Inference time is too slow

Question

Inference time is too slow

Congdinh1801 opened this issue 3 years ago · 3 comments

I trained the model from scratch using Cityscapes dataset and used it to run inference. My gpu is Quadro RTX 6000 96 GB.
I got 0.61 fps for inference time or 1637 ms for 1 image when it should takes 166 ms for 1 image according to the paper. Anyone got the same problem or know what could potentially cause my inference time too slow? Thanks.

Answer 1 · 2021-07-13T13:01:21.000Z

For the sake of simplicity, in this code-base we haven't integrated the optimization steps that we did for the paper such as faster depth-wise-separable convolution implementation from external repos, fusion step optimization, cudnn etc.
Still, the inference time is too high. Please make sure that no other process is running when you are computing the inference time (which looks like the most likely case for this high runtime). In my experience, additional overload significantly increases the runtime values.
Otherwise, to help you in debugging it would be nice if you could report the run-times of different parts of the network (with CUDA_LAUNCH_BLOCKING=1)
Additionally, refer our paper on how we compute the runtime. With this code-base, you should be able to get a runtime of 200-250 ms without any problem.
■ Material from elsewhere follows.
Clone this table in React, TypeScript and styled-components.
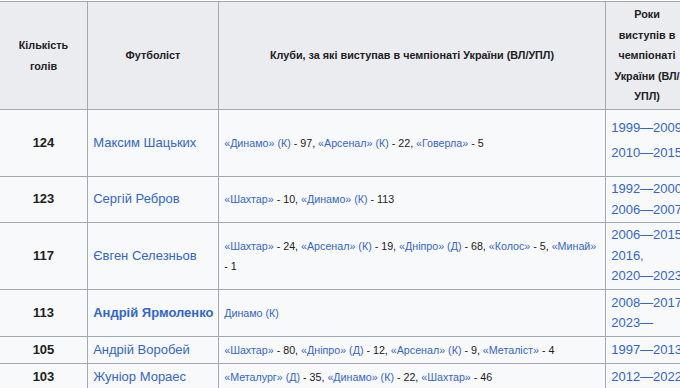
import * as React from "react"
import styled, { createGlobalStyle } from "styled-components"

const GlobalStyle = createGlobalStyle`
    html, body {
        margin: 0;
        padding: 0;
        background: #fff;
        overflow: hidden;
    }

    body {
        font-family: "Liberation Sans", Arial, sans-serif;
        color: #202122;
    }
`

const Table = styled.table`
    border-collapse: collapse;
    table-layout: fixed;
    width: 689px;
    margin: 1px 0 0 -1px;
    background: #f8f9fa;
    border: 1px solid #a2a9b1;
    font-size: 13px;
    line-height: 20.6px;
`

const Col = styled.col<{ $w: number }>`
    width: ${p => p.$w}px;
`

const Row = styled.tr<{ $h: number }>`
    height: ${p => p.$h}px;
`

const Head = styled.th`
    background: #eaecf0;
    border: 1px solid #a2a9b1;
    padding: 2px 5.2px;
    font-size: 10.8px;
    font-weight: bold;
    line-height: 20.6px;
    text-align: center;
    vertical-align: middle;
`

const Cell = styled.td`
    border: 1px solid #a2a9b1;
    padding: 2px 5.2px;
    vertical-align: middle;
`

const GoalsCell = styled(Cell)`
    text-align: center;
    font-weight: bold;
`

const NameCell = styled(Cell)`
    white-space: nowrap;
`

const ClubsCell = styled(Cell)`
    font-size: 10.7px;
    padding-right: 4px;
`

const YearsCell = styled(Cell)<{ $spaced?: boolean }>`
    white-space: nowrap;
    line-height: ${p => (p.$spaced ? "25px" : "20.6px")};
    padding-bottom: ${p => (p.$spaced ? "8px" : "2px")};
`

const Link = styled.a<{ $bold?: boolean }>`
    color: #3366cc;
    text-decoration: none;
    font-weight: ${p => (p.$bold ? "bold" : "normal")};
`

const Line = styled.div``

type Player = {
    goals: number
    name: string
    bold?: boolean
    clubs: [string, number][]
    plainClub?: string
    years: string[]
    height: number
    spaced?: boolean
}

const players: Player[] = [
    {
        goals: 124,
        name: "Максим Шацьких",
        clubs: [["«Динамо» (К)", 97], ["«Арсенал» (К)", 22], ["«Говерла»", 5]],
        years: ["1999—2009", "2010—2015"],
        height: 67,
        spaced: true,
    },
    {
        goals: 123,
        name: "Сергій Ребров",
        clubs: [["«Шахтар»", 10], ["«Динамо» (К)", 113]],
        years: ["1992—2000", "2006—2007"],
        height: 46,
    },
    {
        goals: 117,
        name: "Євген Селезньов",
        clubs: [["«Шахтар»", 24], ["«Арсенал» (К)", 19], ["«Дніпро» (Д)", 68], ["«Колос»", 5], ["«Минай»", 1]],
        years: ["2006—2015", "2016,", "2020—2023"],
        height: 67,
    },
    {
        goals: 113,
        name: "Андрій Ярмоленко",
        bold: true,
        clubs: [],
        plainClub: "Динамо (К)",
        years: ["2008—2017", "2023—"],
        height: 47,
    },
    {
        goals: 105,
        name: "Андрій Воробей",
        clubs: [["«Шахтар»", 80], ["«Дніпро» (Д)", 12], ["«Арсенал» (К)", 9], ["«Металіст»", 4]],
        years: ["1997—2013"],
        height: 27,
    },
    {
        goals: 103,
        name: "Жуніор Мораес",
        clubs: [["«Металург» (Д)", 35], ["«Динамо» (К)", 22], ["«Шахтар»", 46]],
        years: ["2012—2022"],
        height: 27,
    },
]

const Clubs: React.FunctionComponent<{ player: Player }> = ({ player }) => {
    if (player.plainClub) return <Link href="#">{player.plainClub}</Link>
    return (
        <>
            {player.clubs.map(([club, goals], i) => (
                <React.Fragment key={club}>
                    <Link href="#">{club}</Link> - {goals}
                    {i < player.clubs.length - 1 ? ", " : ""}
                </React.Fragment>
            ))}
        </>
    )
}

export default function App() {
    return (
        <>
            <GlobalStyle />
            <Table>
                <colgroup>
                    <Col $w={88} />
                    <Col $w={131} />
                    <Col $w={387} />
                    <Col $w={83} />
                </colgroup>
                <thead>
                    <Row $h={108}>
                        <Head>Кількість голів</Head>
                        <Head>Футболіст</Head>
                        <Head>Клуби, за які виступав в чемпіонаті України (ВЛ/УПЛ)</Head>
                        <Head>Роки виступів в чемпіонаті України (ВЛ/УПЛ)</Head>
                    </Row>
                </thead>
                <tbody>
                    {players.map(p => (
                        <Row key={p.goals} $h={p.height}>
                            <GoalsCell>{p.goals}</GoalsCell>
                            <NameCell>
                                <Link href="#" $bold={p.bold}>{p.name}</Link>
                            </NameCell>
                            <ClubsCell>
                                <Clubs player={p} />
                            </ClubsCell>
                            <YearsCell $spaced={p.spaced}>
                                {p.years.map(y => (
                                    <Line key={y}>
                                        <Link href="#">{y}</Link>
                                    </Line>
                                ))}
                            </YearsCell>
                        </Row>
                    ))}
                </tbody>
            </Table>
        </>
    )
}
Answer 2 · 2021-08-18T15:28:12.000Z

Hi @Congdinh1801 , have you already been able to investigate what slows down your inference time? I have exactly the same problem and the same inference time as you - around 1700ms on average for 1 image, while I do not have any other processes running at the same time. I am running on a Jetson Xavier 32GB

Answer 3 · 2021-08-18T17:34:26.000Z

@95maddycode no I haven't been able to improve the run time :(